British Columbia

Ashley Lynch terrorized after 'swatting attack'

A Burnaby, B.C. woman says she was the victim of a 'swatting attack' after a bogus caller told police she had firearms and explosives at her home.

Woman says bogus call to police claimed she had firearms, explosives at her home

Ashley Lynch says she was the victim of a 'swatting attack' after a bogus caller told police she had firearms and explosives at her home. (CBC News)

A Burnaby, B.C. woman says she was the victim of a 'swatting attack' after a bogus caller told police she had firearms and explosives at her home.

Ashley Lynch was at home when police knocked on her door just after midnight. 

"Police showed up at my door with an anonymous call that I had firearms and explosives in my home, which of course I did not," she said. 

Burnaby RCMP say these types of hoaxes and prank calls — often referred to as 'swatting' because a swat team is sent to schools and homes — is a growing problem. 

"You are not only wasting police resources but are putting people's lives in danger," said RCMP Staff Sgt. Maj. John Buis.

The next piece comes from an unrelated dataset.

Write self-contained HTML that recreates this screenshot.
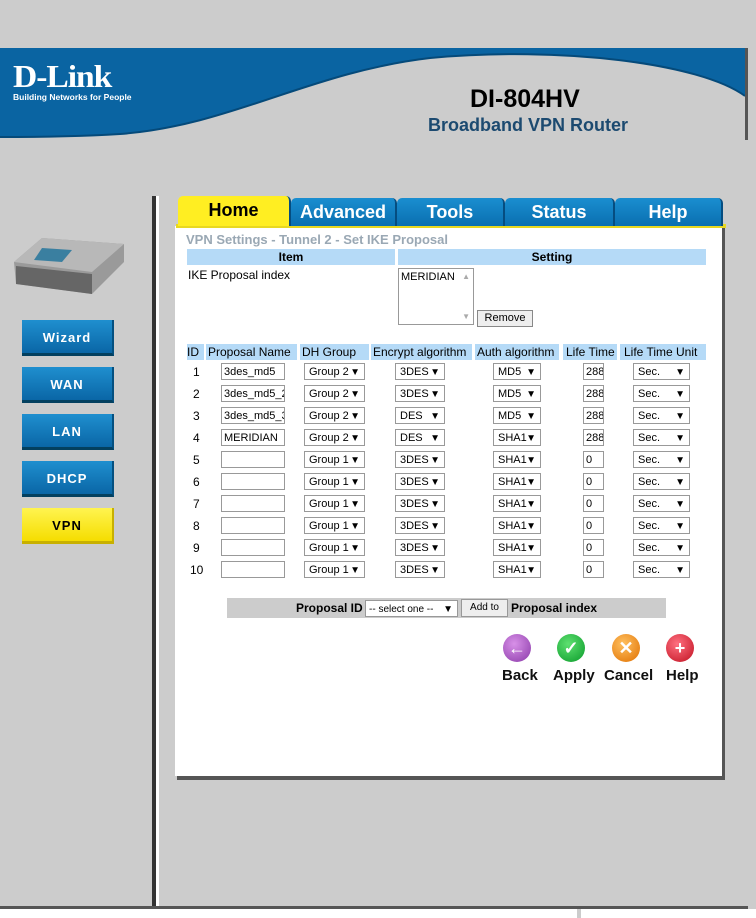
<!DOCTYPE html>
<html><head><meta charset="utf-8"><style>
*{margin:0;padding:0;box-sizing:border-box}
body{width:756px;height:918px;background:#cccccc;position:relative;overflow:hidden;font-family:"Liberation Sans",Arial,sans-serif;font-size:12px;color:#000}
.a{position:absolute}
.tab{position:absolute;top:198px;height:28px;background:linear-gradient(#1a8ed0,#0a6fb0);color:#fff;font-weight:bold;font-size:18px;text-align:center;line-height:28px;border-radius:5px 5px 0 0;border-right:2px solid #054d80}
.nb{position:absolute;left:22px;width:92px;height:36px;background:linear-gradient(#1f8fcf,#0a66a6);border-bottom:3px solid #03405f;border-right:2px solid #045080;color:#fff;font-weight:bold;font-size:13px;text-align:center;line-height:36px;letter-spacing:1px}
.hd{position:absolute;background:#b5daf7;height:16px;line-height:16px}
.in{position:absolute;height:17px;border:1px solid #999;background:#fff;font-size:11px;line-height:17px;padding-left:2px;color:#000;overflow:hidden;white-space:nowrap}
.sel{position:absolute;height:17px;border:1px solid #999;background:#fff;font-size:11px;line-height:17px;padding-left:4px;white-space:nowrap}
.sel b{position:absolute;right:4px;top:0;font-size:10px}
.id{position:absolute;left:193px;font-size:12px}
.ic{position:absolute;width:28px;height:28px;border-radius:50%;color:#fff;font-weight:bold;text-align:center;line-height:28px;font-size:18px}
.il{position:absolute;top:667px;font-size:15px;font-weight:bold;color:#111}
</style></head><body>
<svg class="a" style="left:0;top:48px" width="756" height="95">
<rect width="756" height="95" fill="#cccccc"/>
<path d="M0 0 H745 V48 C700 15 560 -2 430 10 C310 24 230 78 120 86 C70 89 30 89 0 89 Z" fill="#0a64a2"/>
<path d="M0 89 C30 89 70 89 120 86 C230 78 310 24 430 10 C560 -2 700 15 745 48" fill="none" stroke="#054a7a" stroke-width="2"/>
<rect x="745" y="0" width="3" height="92" fill="#555"/>
</svg>
<div class="a" style="left:13px;top:58px;color:#fff;font-family:'Liberation Serif',serif;font-weight:bold;font-size:32px;letter-spacing:-1px;transform:scaleX(1.05);transform-origin:left">D-Link</div>
<div class="a" style="left:13px;top:92px;color:#fff;font-size:8.5px;font-weight:bold">Building Networks for People</div>
<div class="a" style="left:470px;top:85px;font-size:25px;font-weight:bold">DI-804HV</div>
<div class="a" style="left:428px;top:115px;font-size:18px;font-weight:bold;color:#1c4a70">Broadband VPN Router</div>

<div class="a" style="left:152px;top:196px;width:4px;height:710px;background:#333"></div>
<div class="a" style="left:156px;top:196px;width:3px;height:710px;background:#fff"></div>
<div class="a" style="left:0;top:906px;width:748px;height:3px;background:#555"></div>
<div class="a" style="left:0;top:909px;width:756px;height:9px;background:#fff"></div>
<div class="a" style="left:577px;top:909px;width:4px;height:9px;background:#ccc"></div>

<svg class="a" style="left:12px;top:232px" width="114" height="70"><path d="M2 30 L30 6 L112 12 L112 30 L80 62 L4 52 Z" fill="#9a9a9a"/><path d="M2 30 L30 6 L112 12 L80 40 Z" fill="#b8b8b8"/><path d="M30 16 L60 18 L50 30 L22 28Z" fill="#3a7fa0"/><path d="M4 34 L80 42 L80 62 L4 52Z" fill="#666"/></svg>
<div class="nb" style="top:320px">Wizard</div>
<div class="nb" style="top:367px">WAN</div>
<div class="nb" style="top:414px">LAN</div>
<div class="nb" style="top:461px">DHCP</div>
<div class="nb" style="top:508px;background:linear-gradient(#fff450,#f5dd00);color:#000;border-color:#c8b000">VPN</div>

<div class="a" style="left:177px;top:228px;width:548px;height:552px;background:#555"></div>
<div class="a" style="left:175px;top:226px;width:547px;height:550px;background:#fff"></div>
<div class="a" style="left:176px;top:224px;width:550px;height:4px;background:#e8d820"></div>
<div class="tab" style="left:178px;width:113px;background:#ffee22;color:#000;top:196px;height:30px">Home</div>
<div class="tab" style="left:291px;width:106px">Advanced</div>
<div class="tab" style="left:397px;width:108px">Tools</div>
<div class="tab" style="left:505px;width:110px">Status</div>
<div class="tab" style="left:615px;width:108px">Help</div>

<div class="a" style="left:186px;top:232px;font-size:13px;font-weight:bold;color:#9aa8b4">VPN Settings - Tunnel 2 - Set IKE Proposal</div>
<div class="hd" style="left:187px;top:249px;width:208px;text-align:center;font-weight:bold">Item</div>
<div class="hd" style="left:398px;top:249px;width:308px;text-align:center;font-weight:bold">Setting</div>
<div class="a" style="left:188px;top:268px">IKE Proposal index</div>
<div class="a" style="left:398px;top:268px;width:76px;height:57px;border:1px solid #999;font-size:11px;padding:2px"><span>MERIDIAN</span><span style="position:absolute;right:3px;top:3px;color:#aaa;font-size:8px">▲</span><span style="position:absolute;right:3px;bottom:3px;color:#aaa;font-size:8px">▼</span></div>
<div class="a" style="left:477px;top:310px;width:56px;height:17px;border:1px solid #888;background:#eee;font-size:11px;text-align:center;line-height:15px">Remove</div>

<div class="hd" style="left:187px;top:344px;width:17px">ID</div>
<div class="hd" style="left:206px;top:344px;width:91px;padding-left:2px">Proposal Name</div>
<div class="hd" style="left:300px;top:344px;width:69px;padding-left:2px">DH Group</div>
<div class="hd" style="left:371px;top:344px;width:101px;padding-left:2px">Encrypt algorithm</div>
<div class="hd" style="left:475px;top:344px;width:84px;padding-left:2px">Auth algorithm</div>
<div class="hd" style="left:563px;top:344px;width:54px;padding-left:3px">Life Time</div>
<div class="hd" style="left:620px;top:344px;width:86px;padding-left:4px">Life Time Unit</div>

<div class="id" style="top:365px">1</div><div class="in" style="left:221px;top:363px;width:64px">3des_md5</div><div class="sel" style="left:304px;top:363px;width:61px">Group 2<b>▼</b></div><div class="sel" style="left:395px;top:363px;width:50px">3DES<b>▼</b></div><div class="sel" style="left:493px;top:363px;width:48px">MD5<b>▼</b></div><div class="in" style="left:583px;top:363px;width:21px">288</div><div class="sel" style="left:633px;top:363px;width:57px">Sec.<b>▼</b></div>
<div class="id" style="top:387px">2</div><div class="in" style="left:221px;top:385px;width:64px">3des_md5_2</div><div class="sel" style="left:304px;top:385px;width:61px">Group 2<b>▼</b></div><div class="sel" style="left:395px;top:385px;width:50px">3DES<b>▼</b></div><div class="sel" style="left:493px;top:385px;width:48px">MD5<b>▼</b></div><div class="in" style="left:583px;top:385px;width:21px">288</div><div class="sel" style="left:633px;top:385px;width:57px">Sec.<b>▼</b></div>
<div class="id" style="top:409px">3</div><div class="in" style="left:221px;top:407px;width:64px">3des_md5_3</div><div class="sel" style="left:304px;top:407px;width:61px">Group 2<b>▼</b></div><div class="sel" style="left:395px;top:407px;width:50px">DES<b>▼</b></div><div class="sel" style="left:493px;top:407px;width:48px">MD5<b>▼</b></div><div class="in" style="left:583px;top:407px;width:21px">288</div><div class="sel" style="left:633px;top:407px;width:57px">Sec.<b>▼</b></div>
<div class="id" style="top:431px">4</div><div class="in" style="left:221px;top:429px;width:64px">MERIDIAN</div><div class="sel" style="left:304px;top:429px;width:61px">Group 2<b>▼</b></div><div class="sel" style="left:395px;top:429px;width:50px">DES<b>▼</b></div><div class="sel" style="left:493px;top:429px;width:48px">SHA1<b>▼</b></div><div class="in" style="left:583px;top:429px;width:21px">288</div><div class="sel" style="left:633px;top:429px;width:57px">Sec.<b>▼</b></div>
<div class="id" style="top:453px">5</div><div class="in" style="left:221px;top:451px;width:64px"></div><div class="sel" style="left:304px;top:451px;width:61px">Group 1<b>▼</b></div><div class="sel" style="left:395px;top:451px;width:50px">3DES<b>▼</b></div><div class="sel" style="left:493px;top:451px;width:48px">SHA1<b>▼</b></div><div class="in" style="left:583px;top:451px;width:21px">0</div><div class="sel" style="left:633px;top:451px;width:57px">Sec.<b>▼</b></div>
<div class="id" style="top:475px">6</div><div class="in" style="left:221px;top:473px;width:64px"></div><div class="sel" style="left:304px;top:473px;width:61px">Group 1<b>▼</b></div><div class="sel" style="left:395px;top:473px;width:50px">3DES<b>▼</b></div><div class="sel" style="left:493px;top:473px;width:48px">SHA1<b>▼</b></div><div class="in" style="left:583px;top:473px;width:21px">0</div><div class="sel" style="left:633px;top:473px;width:57px">Sec.<b>▼</b></div>
<div class="id" style="top:497px">7</div><div class="in" style="left:221px;top:495px;width:64px"></div><div class="sel" style="left:304px;top:495px;width:61px">Group 1<b>▼</b></div><div class="sel" style="left:395px;top:495px;width:50px">3DES<b>▼</b></div><div class="sel" style="left:493px;top:495px;width:48px">SHA1<b>▼</b></div><div class="in" style="left:583px;top:495px;width:21px">0</div><div class="sel" style="left:633px;top:495px;width:57px">Sec.<b>▼</b></div>
<div class="id" style="top:519px">8</div><div class="in" style="left:221px;top:517px;width:64px"></div><div class="sel" style="left:304px;top:517px;width:61px">Group 1<b>▼</b></div><div class="sel" style="left:395px;top:517px;width:50px">3DES<b>▼</b></div><div class="sel" style="left:493px;top:517px;width:48px">SHA1<b>▼</b></div><div class="in" style="left:583px;top:517px;width:21px">0</div><div class="sel" style="left:633px;top:517px;width:57px">Sec.<b>▼</b></div>
<div class="id" style="top:541px">9</div><div class="in" style="left:221px;top:539px;width:64px"></div><div class="sel" style="left:304px;top:539px;width:61px">Group 1<b>▼</b></div><div class="sel" style="left:395px;top:539px;width:50px">3DES<b>▼</b></div><div class="sel" style="left:493px;top:539px;width:48px">SHA1<b>▼</b></div><div class="in" style="left:583px;top:539px;width:21px">0</div><div class="sel" style="left:633px;top:539px;width:57px">Sec.<b>▼</b></div>
<div class="id" style="top:563px;left:190px">10</div><div class="in" style="left:221px;top:561px;width:64px"></div><div class="sel" style="left:304px;top:561px;width:61px">Group 1<b>▼</b></div><div class="sel" style="left:395px;top:561px;width:50px">3DES<b>▼</b></div><div class="sel" style="left:493px;top:561px;width:48px">SHA1<b>▼</b></div><div class="in" style="left:583px;top:561px;width:21px">0</div><div class="sel" style="left:633px;top:561px;width:57px">Sec.<b>▼</b></div>

<div class="a" style="left:227px;top:598px;width:439px;height:20px;background:#cccccc"></div>
<div class="a" style="left:296px;top:601px;font-weight:bold;font-size:12px">Proposal ID</div>
<div class="sel" style="left:365px;top:600px;width:93px;font-size:10px;padding-left:3px">-- select one --<b>▼</b></div>
<div class="a" style="left:461px;top:599px;width:47px;height:18px;border:1px solid #999;background:#eee;font-size:10px;text-align:center;line-height:16px">Add to</div>
<div class="a" style="left:511px;top:601px;font-weight:bold;font-size:12px">Proposal index</div>

<div class="ic" style="left:503px;top:634px;background:radial-gradient(circle at 40% 35%,#d890e8,#8a3aa8)">←</div>
<div class="ic" style="left:557px;top:634px;background:radial-gradient(circle at 40% 35%,#5ee070,#0a9a2a)">✓</div>
<div class="ic" style="left:612px;top:634px;background:radial-gradient(circle at 40% 35%,#ffc060,#e07000)">✕</div>
<div class="ic" style="left:666px;top:634px;background:radial-gradient(circle at 40% 35%,#ff7080,#c01020)">+</div>
<div class="il" style="left:502px">Back</div>
<div class="il" style="left:553px">Apply</div>
<div class="il" style="left:604px">Cancel</div>
<div class="il" style="left:666px">Help</div>
</body></html>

Lynch says her personal information — including her name, address, email and social media accounts — appeared on the notorious message board 8-CHAN, whose users Lynch had apparently offended when she followed one of their critics on Twitter.

She believes that information was used to make the prank call to police. 

"We weren't able to find anything untoward," said Buis. "So we made the approach to the resident, who was concerned and visibly upset and concerned about what had taken place, the accusations against her."

Last month, a Coquitlam, B.C. teen was arrested after calling Florida police when he said he was going to shoot people at a high school.

Tech security experts say that tracking down the culprits behind these prank calls can be a challenge depending on the sophistication of their handiwork.